Durban - Remember the good old 1980s, or so went the lyrics of an old Electric Light Orchestra hit, but when it comes Currie Cup clashes between the Sharks and the Lions, it would be the 1990s that people would hark back to as a particularly memorable time.

READ: Bok skipper Kolisi honoured by high school

While it was against the Blue Bulls (Northern Transvaal) that Natal (Sharks) broke their long Currie Cup drought and got off the mark, and in their centenary year to boot, it was the Lions (Transvaal) that challenged them for the right to be recognised as the team of that decade. And out of some of the memorable, and often spiteful, tussles between the two unions, grew an intense rivalry.
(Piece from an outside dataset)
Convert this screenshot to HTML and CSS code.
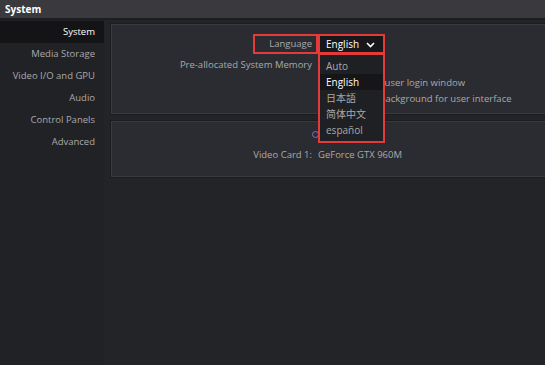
FILE: index.html
```html
<html>
    <head>
        <title>System</title>
        <link rel="stylesheet" href="styles.css">
    </head>
    <body>
        <div class="titlebar">System</div>
        <div class="main">
            <div class="sidebar">
                <div class="navItem selected">System</div>
                <div class="navItem">Media Storage</div>
                <div class="navItem">Video I/O and GPU</div>
                <div class="navItem">Audio</div>
                <div class="navItem">Control Panels</div>
                <div class="navItem">Advanced</div>
            </div>
            <div class="content">
                <div class="panel general">
                    <div class="row tall">
                        <div class="label"><span class="marked">Language</span></div>
                        <div class="value">
                            <div class="select">
                                <span>English</span>
                                <svg class="chevron" width="9" height="6" viewBox="0 0 9 6"><path d="M1 1 L4.5 4.5 L8 1" fill="none" stroke="#fff" stroke-width="1.6"/></svg>
                                <div class="options">
                                    <div class="option">Auto</div>
                                    <div class="option current">English</div>
                                    <div class="option">日本語</div>
                                    <div class="option">简体中文</div>
                                    <div class="option">español</div>
                                </div>
                            </div>
                        </div>
                    </div>
                    <div class="row tall">
                        <div class="label">Pre-allocated System Memory</div>
                        <div class="value"></div>
                    </div>
                    <div class="checks">
                        <div class="row">
                            <div class="label"></div>
                            <div class="value check"><span class="box"></span>Auto skip user login window</div>
                        </div>
                        <div class="row">
                            <div class="label"></div>
                            <div class="value check"><span class="box"></span>Use dim background for user interface</div>
                        </div>
                    </div>
                </div>
                <div class="panel gpu">
                    <div class="row">
                        <div class="label"></div>
                        <div class="value"><span class="radio"></span></div>
                    </div>
                    <div class="row">
                        <div class="label">Video Card 1:</div>
                        <div class="value">GeForce GTX 960M</div>
                    </div>
                </div>
            </div>
        </div>
    </body>
</html>
```

FILE: styles.css
```css
body {
    margin: 0;
    background-color: #26272b;
    font-family: "Open Sans", "Noto Sans CJK SC", sans-serif;
    font-size: 9.5px;
    color: #a9a9ab;
    overflow: hidden;
}

.titlebar {
    height: 18px;
    line-height: 18px;
    padding-left: 5px;
    background-color: #3a3a3e;
    color: #fff;
    font-weight: bold;
    font-size: 10px;
    border-bottom: 2px solid #1d1e21;
}

.main {
    display: flex;
    height: 345px;
}

.sidebar {
    width: 104px;
    padding-top: 1px;
    background-color: #212226;
}

.navItem {
    height: 22px;
    line-height: 21px;
    text-align: right;
    padding-right: 9px;
}

.navItem.selected {
    background-color: #141416;
    color: #fff;
}

.content {
    flex: 1;
    padding: 4px 0 0 7px;
    background-color: #232428;
}

.panel {
    background-color: #2b2c31;
    border: 1px solid #3a3b40;
    border-right: none;
    box-shadow: 0 0 0 1px #1b1c1f;
    margin-bottom: 7px;
    box-sizing: border-box;
}

.general {
    height: 90px;
    padding-top: 9px;
}

.gpu {
    height: 56px;
    padding-top: 9px;
}

.row {
    display: grid;
    grid-template-columns: 200px 1fr;
    column-gap: 6px;
    height: 16px;
    line-height: 16px;
}

.row.tall {
    height: 21px;
    line-height: 20px;
}

.checks {
    margin-top: -1px;
}

.label {
    text-align: right;
}

.marked {
    display: inline-block;
    border: 2px solid #e53a3a;
    padding: 0 4px 0 14px;
    margin-right: -6px;
    line-height: 16px;
}

.value {
    position: relative;
}

.check {
    padding-left: 6px;
}

.box {
    display: inline-block;
    width: 9px;
    height: 9px;
    border: 1px solid #5a5b60;
    margin-right: 6px;
    vertical-align: -1px;
}

.radio {
    display: inline-block;
    width: 5px;
    height: 5px;
    border: 1px solid #7a6fd0;
    border-radius: 50%;
    margin-left: -6px;
    vertical-align: middle;
}

.select {
    position: absolute;
    left: 0;
    top: 0;
    width: 57px;
    height: 16px;
    line-height: 16px;
    border: 2px solid #e53a3a;
    background-color: #18181b;
    color: #fff;
    padding-left: 6px;
    font-size: 10px;
    z-index: 2;
}

.chevron {
    position: absolute;
    right: 8px;
    top: 6px;
}

.options {
    position: absolute;
    left: -2px;
    top: 18px;
    width: 57px;
    height: 83px;
    padding: 3px 0 0 6px;
    border: 2px solid #e53a3a;
    border-top-width: 1px;
    background-color: #1f2024;
    color: #a9a9ab;
}

.option {
    height: 16px;
    line-height: 16px;
}

.option.current {
    background-color: #161619;
    color: #fff;
    margin-left: -6px;
    padding-left: 6px;
}
```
When it comes to knock-out games, the two unions should feel they both owe each other one when it comes to spoiling what should have been memorable, feel-good farewell occasions for long-serving stalwarts.

Lions agony (1992)

Natal started it by ruining Johannesburg’s party in 1992. The Ellis Park final was supposed to be the stage for a rousing farewell to Jannie Breedt, the No 8 who had led a Transvaal revival through a couple of seasons where they kept their fans mesmerised with a thrilling brand of rugby. Coach Harry Viljoen, who also bade farewell to the Lions that September afternoon, called it “Total Rugby”.

But while the team had played great rugby both that season and the previous year, and scored many tries, Transvaal were in those days dealing with a Currie Cup title drought that stretched back to 1973, when they beat Eastern Transvaal (yes those were weird days!) in the decider. They’d been heavily favoured in 1991, only to lose to Naas Botha’s Bulls in the final, and although Natal topped the log in 1992, everyone thought this would be the year that Transvaal would stop being “the nearly men”.

Ellis Park really was a place to be that day, and it is doubtful that the pre-match atmosphere of that final has ever been exceeded. Viljoen, fond of little psychological plays and morale boosters, had adopted the Tina Turner hit “Simply the Best” as the anthem of his team. So for the hour before kick-off, the big screen showed us Ms Turner and the song reverberated around the stadium.

The home team weren’t the best on the day. Not for the first hour anyway. Gary Teichmann scored an early try as Natal, determined to prove Naas Botha wrong after he’d predicted in 1990 that it would take another 100 years for the then Banana Boys to win another trophy, took control.

But although they enjoyed early possession and territorial dominance, and were in the lead by more than a converted try for much of the way, the Natalians just couldn’t land the killer blow. Almost inevitably, back came Transvaal in the last quarter, and for most of that period Natal were just hanging on.

A few minutes from time, with Natal leading by a solitary point, Transvaal were gifted their chance to win it. Theo van Rensburg, the home team place-kicker, was presented with a gettable opportunity, and he lined it up in an atmosphere of unbearable tension for those Johannesburg rugby fans who had sat through almost 20 years of frustration.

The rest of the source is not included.